§ **Task details**:
Write out the material again exactly, please, and omit the pictures.

§ **Provided records**:
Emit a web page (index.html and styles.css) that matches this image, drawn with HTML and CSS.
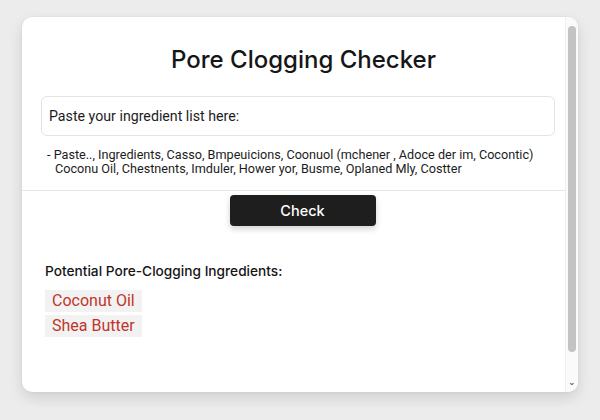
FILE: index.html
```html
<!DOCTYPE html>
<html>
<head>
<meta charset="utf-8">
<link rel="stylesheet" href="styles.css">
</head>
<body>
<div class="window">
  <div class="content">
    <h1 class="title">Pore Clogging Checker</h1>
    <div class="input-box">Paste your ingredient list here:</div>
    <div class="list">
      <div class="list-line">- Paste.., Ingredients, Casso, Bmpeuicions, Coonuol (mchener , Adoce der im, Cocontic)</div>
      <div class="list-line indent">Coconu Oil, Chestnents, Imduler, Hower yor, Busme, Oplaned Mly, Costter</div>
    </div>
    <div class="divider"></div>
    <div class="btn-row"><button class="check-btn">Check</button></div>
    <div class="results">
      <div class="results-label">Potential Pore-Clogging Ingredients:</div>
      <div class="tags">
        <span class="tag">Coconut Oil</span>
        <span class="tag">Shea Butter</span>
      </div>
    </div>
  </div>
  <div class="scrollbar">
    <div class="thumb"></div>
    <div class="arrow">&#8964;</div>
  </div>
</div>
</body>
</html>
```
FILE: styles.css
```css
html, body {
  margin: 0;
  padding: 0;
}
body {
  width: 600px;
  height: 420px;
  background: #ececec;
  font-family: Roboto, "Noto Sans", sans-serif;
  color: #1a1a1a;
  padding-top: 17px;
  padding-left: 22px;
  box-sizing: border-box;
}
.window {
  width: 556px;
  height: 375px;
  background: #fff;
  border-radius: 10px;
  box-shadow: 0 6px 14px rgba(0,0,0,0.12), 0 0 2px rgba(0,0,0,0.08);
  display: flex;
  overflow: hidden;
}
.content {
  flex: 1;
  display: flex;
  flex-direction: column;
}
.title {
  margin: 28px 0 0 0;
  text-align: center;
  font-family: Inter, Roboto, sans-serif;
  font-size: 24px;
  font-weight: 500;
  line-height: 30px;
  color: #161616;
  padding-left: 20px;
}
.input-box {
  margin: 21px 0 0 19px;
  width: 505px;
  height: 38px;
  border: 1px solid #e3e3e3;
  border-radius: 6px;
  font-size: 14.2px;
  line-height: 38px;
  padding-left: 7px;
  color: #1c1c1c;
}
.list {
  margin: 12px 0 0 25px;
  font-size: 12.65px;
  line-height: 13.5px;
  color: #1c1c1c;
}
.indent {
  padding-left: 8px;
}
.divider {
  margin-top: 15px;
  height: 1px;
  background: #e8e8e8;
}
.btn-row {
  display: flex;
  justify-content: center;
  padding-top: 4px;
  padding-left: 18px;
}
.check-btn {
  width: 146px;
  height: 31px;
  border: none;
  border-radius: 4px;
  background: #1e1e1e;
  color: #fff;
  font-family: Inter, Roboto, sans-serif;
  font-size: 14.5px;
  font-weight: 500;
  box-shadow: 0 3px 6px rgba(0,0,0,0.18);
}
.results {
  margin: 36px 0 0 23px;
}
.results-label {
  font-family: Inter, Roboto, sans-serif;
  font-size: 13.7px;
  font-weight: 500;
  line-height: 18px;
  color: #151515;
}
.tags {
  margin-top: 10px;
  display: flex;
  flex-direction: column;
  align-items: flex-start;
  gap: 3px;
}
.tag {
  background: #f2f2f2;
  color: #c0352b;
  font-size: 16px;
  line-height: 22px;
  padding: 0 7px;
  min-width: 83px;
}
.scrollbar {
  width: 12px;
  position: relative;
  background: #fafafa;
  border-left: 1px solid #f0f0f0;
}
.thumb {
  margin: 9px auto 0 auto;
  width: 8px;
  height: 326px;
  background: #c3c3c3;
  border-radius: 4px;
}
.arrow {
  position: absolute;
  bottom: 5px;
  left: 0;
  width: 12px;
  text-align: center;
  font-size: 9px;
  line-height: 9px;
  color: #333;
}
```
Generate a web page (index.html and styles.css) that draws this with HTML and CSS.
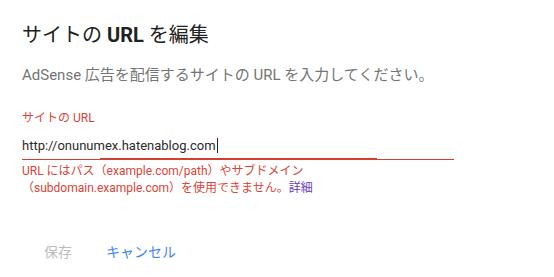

§ **Expected answer**:
Emit a web page (index.html and styles.css) that matches this image, drawn with HTML and CSS.
FILE: index.html
```html
<!DOCTYPE html>
<html>
<head>
<meta charset="utf-8">
<link rel="stylesheet" href="styles.css">
</head>
<body>
<div class="window">
  <div class="content">
    <h1 class="title">Pore Clogging Checker</h1>
    <div class="input-box">Paste your ingredient list here:</div>
    <div class="list">
      <div class="list-line">- Paste.., Ingredients, Casso, Bmpeuicions, Coonuol (mchener , Adoce der im, Cocontic)</div>
      <div class="list-line indent">Coconu Oil, Chestnents, Imduler, Hower yor, Busme, Oplaned Mly, Costter</div>
    </div>
    <div class="divider"></div>
    <div class="btn-row"><button class="check-btn">Check</button></div>
    <div class="results">
      <div class="results-label">Potential Pore-Clogging Ingredients:</div>
      <div class="tags">
        <span class="tag">Coconut Oil</span>
        <span class="tag">Shea Butter</span>
      </div>
    </div>
  </div>
  <div class="scrollbar">
    <div class="thumb"></div>
    <div class="arrow">&#8964;</div>
  </div>
</div>
</body>
</html>
```
FILE: styles.css
```css
html, body {
  margin: 0;
  padding: 0;
}
body {
  width: 600px;
  height: 420px;
  background: #ececec;
  font-family: Roboto, "Noto Sans", sans-serif;
  color: #1a1a1a;
  padding-top: 17px;
  padding-left: 22px;
  box-sizing: border-box;
}
.window {
  width: 556px;
  height: 375px;
  background: #fff;
  border-radius: 10px;
  box-shadow: 0 6px 14px rgba(0,0,0,0.12), 0 0 2px rgba(0,0,0,0.08);
  display: flex;
  overflow: hidden;
}
.content {
  flex: 1;
  display: flex;
  flex-direction: column;
}
.title {
  margin: 28px 0 0 0;
  text-align: center;
  font-family: Inter, Roboto, sans-serif;
  font-size: 24px;
  font-weight: 500;
  line-height: 30px;
  color: #161616;
  padding-left: 20px;
}
.input-box {
  margin: 21px 0 0 19px;
  width: 505px;
  height: 38px;
  border: 1px solid #e3e3e3;
  border-radius: 6px;
  font-size: 14.2px;
  line-height: 38px;
  padding-left: 7px;
  color: #1c1c1c;
}
.list {
  margin: 12px 0 0 25px;
  font-size: 12.65px;
  line-height: 13.5px;
  color: #1c1c1c;
}
.indent {
  padding-left: 8px;
}
.divider {
  margin-top: 15px;
  height: 1px;
  background: #e8e8e8;
}
.btn-row {
  display: flex;
  justify-content: center;
  padding-top: 4px;
  padding-left: 18px;
}
.check-btn {
  width: 146px;
  height: 31px;
  border: none;
  border-radius: 4px;
  background: #1e1e1e;
  color: #fff;
  font-family: Inter, Roboto, sans-serif;
  font-size: 14.5px;
  font-weight: 500;
  box-shadow: 0 3px 6px rgba(0,0,0,0.18);
}
.results {
  margin: 36px 0 0 23px;
}
.results-label {
  font-family: Inter, Roboto, sans-serif;
  font-size: 13.7px;
  font-weight: 500;
  line-height: 18px;
  color: #151515;
}
.tags {
  margin-top: 10px;
  display: flex;
  flex-direction: column;
  align-items: flex-start;
  gap: 3px;
}
.tag {
  background: #f2f2f2;
  color: #c0352b;
  font-size: 16px;
  line-height: 22px;
  padding: 0 7px;
  min-width: 83px;
}
.scrollbar {
  width: 12px;
  position: relative;
  background: #fafafa;
  border-left: 1px solid #f0f0f0;
}
.thumb {
  margin: 9px auto 0 auto;
  width: 8px;
  height: 326px;
  background: #c3c3c3;
  border-radius: 4px;
}
.arrow {
  position: absolute;
  bottom: 5px;
  left: 0;
  width: 12px;
  text-align: center;
  font-size: 9px;
  line-height: 9px;
  color: #333;
}
```
Generate a web page (index.html and styles.css) that draws this with HTML and CSS.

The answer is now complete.